Terms filters directly responds to the query "which users subscribe to at least one of these topics" and ES is very smart on how to cache and re-utilize filters.

It wouldn't be a probabilistic data structure but would very efficiently solve this problem. You'd need to use scan api for serializing retrieving potentially large JSON responses. If necessary you can scale this solution to billions of users spread on multiple computers and have response times like 10 - 100 milliseconds. You could also find correlations between topics (significant terms aggregation) and use ES as an engine for further analysis.


Edit: I implemented searching and scan / sroll API usage in Python and got some interesting results. I did "users who subscribe to any three of these topics" queries with that 20m users and 200m subscriptions dataset, and in general the search itself finishes in 4 - 8 milliseconds. Queries return 350.000 - 750.000 users.

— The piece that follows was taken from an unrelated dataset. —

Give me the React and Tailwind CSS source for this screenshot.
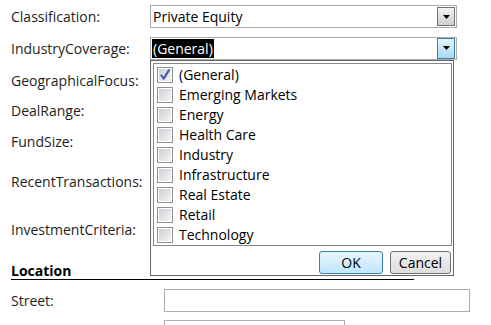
import React from 'react';

const font = { fontFamily: '"Open Sans", "Noto Sans", sans-serif' };

const industries = [
  { name: '(General)', checked: true },
  { name: 'Emerging Markets' },
  { name: 'Energy' },
  { name: 'Health Care' },
  { name: 'Industry' },
  { name: 'Infrastructure' },
  { name: 'Real Estate' },
  { name: 'Retail' },
  { name: 'Technology' },
];

const Arrow = () => (
  <svg width="7" height="4" viewBox="0 0 7 4">
    <path d="M0 0h7L3.5 4z" fill="#000" />
  </svg>
);

const Checkbox = ({ checked }) => (
  <div className="w-[16px] h-[16px] border border-[#8e8f8f] bg-white p-[1px] shrink-0">
    <div className="w-full h-full bg-gradient-to-br from-[#cbcfd5] to-[#f6f6f6] flex items-center justify-center">
      {checked && (
        <svg width="12" height="12" viewBox="0 0 12 12">
          <path d="M2.5 6.5l2.2 3.2L10 1.2" stroke="#4a5fa8" strokeWidth="2.2" fill="none" strokeLinecap="round" strokeLinejoin="round" />
        </svg>
      )}
    </div>
  </div>
);

const Row = ({ label, h, children }) => (
  <div className="flex items-center" style={{ height: h }}>
    <div className="w-[150px] shrink-0 pl-[11px] text-[14px] text-[#1e1e1e]">{label}</div>
    {children}
  </div>
);

export default function App() {
  return (
    <div className="w-[491px] h-[325px] bg-white overflow-hidden pt-[1px]" style={font}>
      <Row label="Classification:" h={31}>
        <div className="w-[307px] h-[23px] border border-[#acacac] bg-white flex items-center justify-between pl-[2px] pr-[1px]">
          <span className="text-[14px] text-black">Private Equity</span>
          <div className="w-[18px] h-[19px] border border-[#707070] bg-gradient-to-b from-[#f2f2f2] to-[#cfcfcf] flex items-center justify-center">
            <Arrow />
          </div>
        </div>
      </Row>
      <Row label="IndustryCoverage:" h={32}>
        <div className="relative">
          <div className="w-[307px] h-[23px] border border-[#acacac] bg-white flex items-center justify-between pl-[1px] pr-[1px]">
            <span className="text-[14px] text-white bg-black px-[1px] h-[19px] leading-[19px]">(General)</span>
            <div className="w-[18px] h-[21px] border border-[#3c7fb1] bg-gradient-to-b from-[#e5f4fc] to-[#a7d9f5] flex items-center justify-center">
              <Arrow />
            </div>
          </div>
          {/* dropdown popup */}
          <div className="absolute left-0 top-[23px] w-[304px] h-[216px] border border-[#646464] bg-white z-10 flex flex-col p-[2px] pr-[1px]">
            <div className="h-[183px] border border-[#828790] flex flex-col pt-[1px] pl-[3px]">
              {industries.map((it) => (
                <div key={it.name} className="h-[20px] flex items-center gap-[6px] text-[14px] text-black">
                  <Checkbox checked={it.checked} />
                  <span>{it.name}</span>
                </div>
              ))}
            </div>
            <div className="flex justify-end gap-[7px] mt-[5px] pr-[1px]">
              <button className="w-[64px] h-[23px] rounded-[3px] border border-[#3c7fb1] bg-gradient-to-b from-[#eaf6fd] to-[#bee6fd] text-[14px] text-black">OK</button>
              <button className="w-[61px] h-[23px] rounded-[3px] border border-[#707070] bg-gradient-to-b from-[#f2f2f2] to-[#dddddd] text-[14px] text-black">Cancel</button>
            </div>
          </div>
        </div>
      </Row>
      <Row label="GeographicalFocus:" h={32} />
      <Row label="DealRange:" h={28} />
      <Row label="FundSize:" h={34} />
      <Row label="RecentTransactions:" h={46} />
      <Row label="InvestmentCriteria:" h={50} />
      <div className="ml-[11px] w-[403px] h-[26px] border-b border-black flex items-end">
        <span className="text-[14px] font-bold text-black leading-[16px]">Location</span>
      </div>
      <div className="flex items-center h-[32px] mt-[4px]">
        <div className="w-[164px] pl-[11px] text-[14px] text-[#1e1e1e]">Street:</div>
        <div className="w-[306px] h-[23px] border border-[#acacac] bg-white" />
      </div>
      <div className="ml-[164px] mt-[4px] w-[181px] h-[23px] border border-[#acacac] bg-white" />
    </div>
  );
}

Problems arise from getting user ids out of ES, even with the scan/scroll API. On Core i5 I seems to get only 8200 users / second so it is less than 0.5 million / minute (with "_source": false). The query itself looks like this:

{
  "filtered": {
    "filter": {
      "terms": {
        "topics": [ 123, 234, 345 ],
        "execution": "plain",
        "_cache": false
      }
    }
  }
}

In production I would use "execution": "bool" so that partial query results can be cached and re-utilized at other queries. I don't know what is the bottle-neck with getting results out, server's CPU usage is 50% and I run the client's python script at the same machine, utilizing elasticsearch.helpers.scan.